The organization’s strategic position
1) Based on generic strategy
Strategic position is a position taken by an organization to gain competitive advantages at present and in the future, which includes the devising of the right goals of the organization, developing optimal strategies based on the goals and the present environment, and putting these strategies into practice to realize the goals (Porter, 2001). According to Porter’s generic strategy, an organization's strategic position is given by its choice of competitive advantage, cost leadership or differentiation, and its choice of competitive scope, narrow or broad (Porter, 1985). So, organizations can take four different strategic positions, as shown in the following diagram. Coast leadership refers to being a low cost producer for a given level of quality by targeting a broad market. Differentiation refers to the offering of unique attributes that are valued by customers. It is also a strategy targeting broad market. Cost focus means adopting cost leadership strategy in a narrow target and differentiation focus means adopting differentiation strategy in a narrow target. [pic]
Source: Porter, 1985, Competitive Advantage
According to this generic strategy model, Starbucks obviously positions itself in differentiation strategy in UK. As a coffee maker, Starbucks differ itself from others through the quality of its products and its consistently superior consumer experience. Starbucks has strong research and development capabilities to ensure high level of product quality. Moreover it focuses on product innovation. For example, Starbucks has differentiated its product lines to include teas, sodas, ice creams, foods, etc in UK. As to its targeted market, Starbucks has a very broad scope.
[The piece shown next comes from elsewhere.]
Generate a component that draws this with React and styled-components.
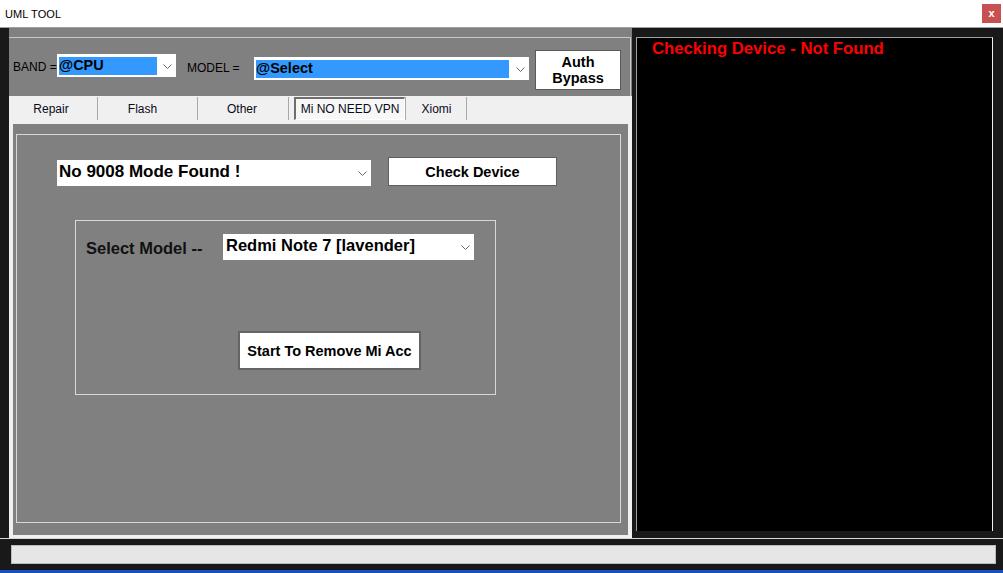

In 1998, Starbucks purchased the Seattle Coffee Company in the UK, which had 60 retail locations, and built the business to 300 shops. Starbucks's marketing strategy was to go all-out in new markets, opening stores quickly and putting pressure on rival firms there (Karolefski, 2009). On the other hand, thought Starbucks are making its effort to cut cost in UK, the cost of sales including occupancy costs and operating expenses are still high enough to negatively affect its profit. So, it seems that Starbucks cannot achieve low cost at present. Therefore, it is no doubt that Starbucks in UK has positioned itself as a differentiation competitor. 2) Based on Strategy Clock
Since Porter’s generic strategy is criticized as too simple and not collectively exhaustive (Kotha and Vadlamani, 1995), it is necessary to analyze Starbucks’s...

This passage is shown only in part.